According to Article 18 of the Opinions, a judicial committee may invite, when it deems necessary, deputies of people’s congresses, members of the Chinese People’s Political Consultative Conference, experts and scholars, among others, to sit in on its meetings (this arrangement is not mandatory), and provide professional opinions with the consent of the chair of the meeting.  These participants are not "government officials or political representatives" referred to by New Zealand.

The Supreme People’s Court of the PRC has agreed to assure that after Mr Kim’s extradition to the PRC, if the collegial panel hearing the case refers it to the judicial committee of the same court, no one other than members of the collegial panel and the judicial committee will be invited to attend judicial committee meetings in relation to Mr Kim’s case.  If the procuratorate is given additional opportunities to make submissions to the judicial committee, Mr Kim will have equal opportunities and make responses.

  1. We do not accept the submission for Mr Kim that the response leaves open the option of persons other than judicial committee members being consulted.  Mr Kim relies in this respect on the fact members of judicial committees typically include party officials and scope for their influence extends beyond attendance in person.

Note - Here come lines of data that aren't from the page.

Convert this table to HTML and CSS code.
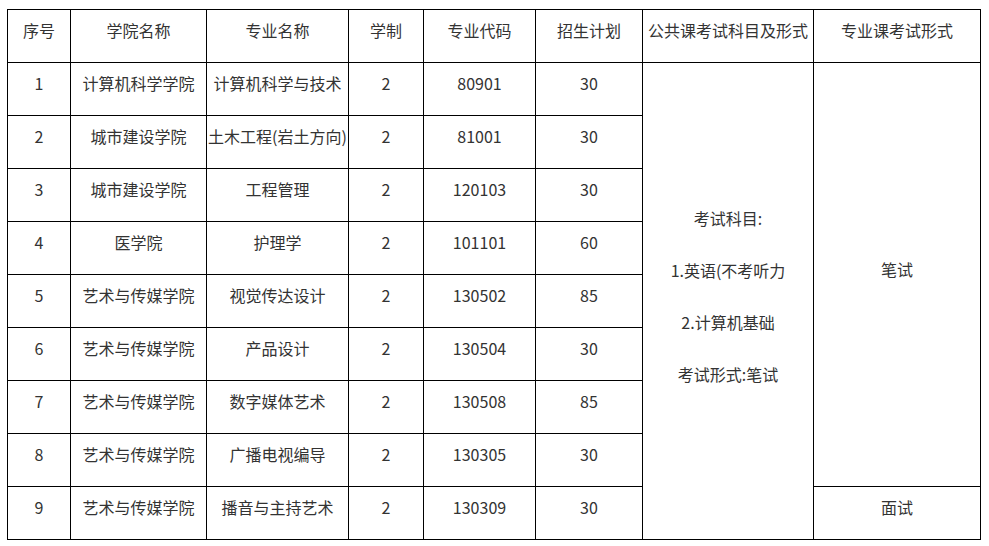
FILE: index.html
```html
<!DOCTYPE html>
<html lang="zh-CN">
<head>
<meta charset="utf-8">
<title>招生计划</title>
<link rel="stylesheet" href="styles.css">
</head>
<body>
<table class="plan">
  <colgroup>
    <col class="c1"><col class="c2"><col class="c3"><col class="c4">
    <col class="c5"><col class="c6"><col class="c7"><col class="c8">
  </colgroup>
  <tbody>
    <tr>
      <td>序号</td><td>学院名称</td><td>专业名称</td><td>学制</td><td>专业代码</td><td>招生计划</td><td>公共课考试科目及形式</td><td>专业课考试形式</td>
    </tr>
    <tr>
      <td>1</td><td>计算机科学学院</td><td>计算机科学与技术</td><td>2</td><td>80901</td><td>30</td>
      <td rowspan="9" class="exam">
        <div class="exam-lines">
          <p>考试科目:</p>
          <p>1.英语(不考听力</p>
          <p>2.计算机基础</p>
          <p>考试形式:笔试</p>
        </div>
      </td>
      <td rowspan="8">笔试</td>
    </tr>
    <tr><td>2</td><td>城市建设学院</td><td>土木工程(岩土方向)</td><td>2</td><td>81001</td><td>30</td></tr>
    <tr><td>3</td><td>城市建设学院</td><td>工程管理</td><td>2</td><td>120103</td><td>30</td></tr>
    <tr><td>4</td><td>医学院</td><td>护理学</td><td>2</td><td>101101</td><td>60</td></tr>
    <tr><td>5</td><td>艺术与传媒学院</td><td>视觉传达设计</td><td>2</td><td>130502</td><td>85</td></tr>
    <tr><td>6</td><td>艺术与传媒学院</td><td>产品设计</td><td>2</td><td>130504</td><td>30</td></tr>
    <tr><td>7</td><td>艺术与传媒学院</td><td>数字媒体艺术</td><td>2</td><td>130508</td><td>85</td></tr>
    <tr><td>8</td><td>艺术与传媒学院</td><td>广播电视编导</td><td>2</td><td>130305</td><td>30</td></tr>
    <tr><td>9</td><td>艺术与传媒学院</td><td>播音与主持艺术</td><td>2</td><td>130309</td><td>30</td><td>面试</td></tr>
  </tbody>
</table>
</body>
</html>
```
FILE: styles.css
```css
html, body {
  margin: 0;
  background: #ffffff;
}
body {
  padding: 9px 0 0 7px;
  font-family: "Noto Sans CJK SC", "Noto Sans", sans-serif;
  font-size: 16px;
  color: #333333;
}
.plan {
  border-collapse: collapse;
  table-layout: fixed;
  width: 973px;
}
.c1 { width: 63px; }
.c2 { width: 136px; }
.c3 { width: 142px; }
.c4 { width: 75px; }
.c5 { width: 112px; }
.c6 { width: 107px; }
.c7 { width: 171px; }
.c8 { width: 167px; }
.plan tr {
  height: 53px;
}
.plan td {
  border: 1px solid #000000;
  text-align: center;
  vertical-align: middle;
  padding: 0 0 12px 0;
  white-space: nowrap;
  line-height: 26px;
}
.plan td.exam {
  padding: 0 0 10px 0;
}
.exam-lines {
  display: flex;
  flex-direction: column;
  gap: 26px;
}
.exam-lines p {
  margin: 0;
  height: 26px;
}
```
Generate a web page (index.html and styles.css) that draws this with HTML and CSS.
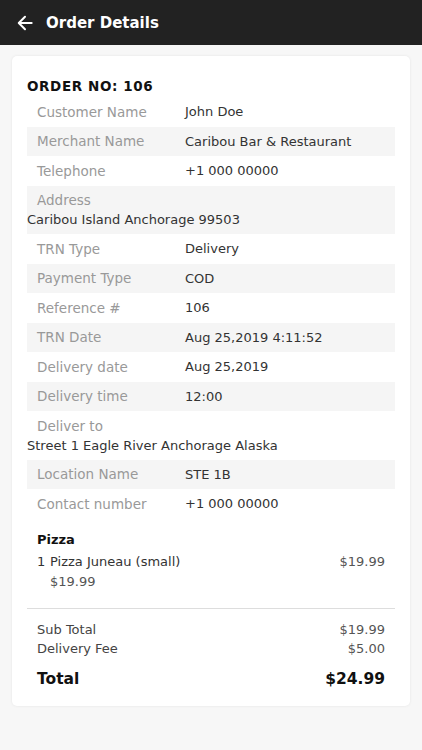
FILE: index.html
```html
<!DOCTYPE html>
<html>
<head>
<meta charset="utf-8">
<link rel="stylesheet" href="styles.css">
</head>
<body>
<header class="topbar">
  <svg class="back" width="20" height="20" viewBox="0 0 24 24"><path d="M20 12H5M12 4.5 4.5 12 12 19.5" fill="none" stroke="#fff" stroke-width="2.4" stroke-linecap="round" stroke-linejoin="round"/></svg>
  <span class="title">Order Details</span>
</header>
<main class="page">
  <section class="card">
    <h1 class="order-no">ORDER NO: 106</h1>
    <div class="rows">
      <div class="row"><span class="label">Customer Name</span><span class="value">John Doe</span></div>
      <div class="row"><span class="label">Merchant Name</span><span class="value">Caribou Bar &amp; Restaurant</span></div>
      <div class="row"><span class="label">Telephone</span><span class="value">+1 000 00000</span></div>
      <div class="row block"><span class="label">Address</span><span class="value">Caribou Island Anchorage 99503</span></div>
      <div class="row"><span class="label">TRN Type</span><span class="value">Delivery</span></div>
      <div class="row"><span class="label">Payment Type</span><span class="value">COD</span></div>
      <div class="row"><span class="label">Reference #</span><span class="value">106</span></div>
      <div class="row"><span class="label">TRN Date</span><span class="value">Aug 25,2019 4:11:52</span></div>
      <div class="row"><span class="label">Delivery date</span><span class="value">Aug 25,2019</span></div>
      <div class="row"><span class="label">Delivery time</span><span class="value">12:00</span></div>
      <div class="row block"><span class="label">Deliver to</span><span class="value">Street 1 Eagle River Anchorage Alaska</span></div>
      <div class="row"><span class="label">Location Name</span><span class="value">STE 1B</span></div>
      <div class="row"><span class="label">Contact number</span><span class="value">+1 000 00000</span></div>
    </div>
    <div class="items">
      <div class="cat">Pizza</div>
      <div class="item">
        <span class="qty">1</span>
        <div class="item-main">
          <div class="item-name">Pizza Juneau (small)</div>
          <div class="item-sub">$19.99</div>
        </div>
        <span class="price">$19.99</span>
      </div>
    </div>
    <div class="totals">
      <div class="trow"><span>Sub Total</span><span>$19.99</span></div>
      <div class="trow"><span>Delivery Fee</span><span>$5.00</span></div>
      <div class="trow grand"><span>Total</span><span>$24.99</span></div>
    </div>
  </section>
</main>
</body>
</html>
```
FILE: styles.css
```css
* { box-sizing: border-box; margin: 0; padding: 0; }
html, body { background: #f7f7f7; }
body { font-family: "DejaVu Sans", sans-serif; color: #222; width: 422px; min-height: 750px; }
.topbar { height: 45px; background: #222; display: flex; align-items: center; padding-left: 15px; gap: 11px; }
.back { display: block; }
.title { color: #fff; font-size: 15px; font-weight: bold; }
.page { padding: 11px 12px 40px; }
.card { background: #fff; border-radius: 5px; box-shadow: 0 0 3px rgba(0,0,0,0.08); padding: 20px 15px 15px; }
.order-no { font-size: 13.5px; font-weight: bold; letter-spacing: 0.6px; color: #111; height: 21px; line-height: 21px; margin-bottom: 0; }
.rows { display: flex; flex-direction: column; }
.row { display: flex; align-items: center; height: 29.5px; font-size: 13px; }
.row:nth-child(even) { background: #f5f5f5; }
.label { width: 158px; padding-left: 10px; color: #999; flex: none; font-size: 13.5px; }
.value { color: #333; }
.row.block { flex-direction: column; align-items: flex-start; height: 48.5px; justify-content: center; gap: 4px; }
.row.block .label { width: auto; }
.items { padding: 13px 10px 16px; font-size: 13px; color: #333; }
.cat { font-weight: bold; color: #111; margin-bottom: 5px; }
.item { display: flex; align-items: flex-start; line-height: 20px; }
.qty { width: 13px; flex: none; }
.item-main { flex: 1; }
.price { color: #555; }
.item-sub { color: #555; }
.totals { border-top: 1px solid #ddd; padding: 11px 10px 0; font-size: 13px; color: #444; }
.trow { display: flex; justify-content: space-between; line-height: 19.5px; }
.trow span:last-child { color: #555; }
.trow.grand { margin-top: 8px; font-size: 15.5px; font-weight: bold; color: #111; line-height: 24px; }
.trow.grand span:last-child { color: #111; }
```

  2. We agree with the appellants that the response did not need to expressly state that members of the judicial committee will not consult outsiders in a setting other than judicial committee meetings.  That is implicit in the statement outsiders will not be invited to attend.  In outlining the concern in relation to outside influence, it is also relevant that the Court saw attendance at committee deliberations by outsiders who might offer views as providing “another possibility [at the committee meetings] of direct influence on members of the judicial committee from outside the court system and in a private forum”.[61]

    [61]At [353]. In summarising what was required, at [457], the Court said the Minister must be satisfied outsiders would not attend a judicial committee meeting in Mr Kim’s case.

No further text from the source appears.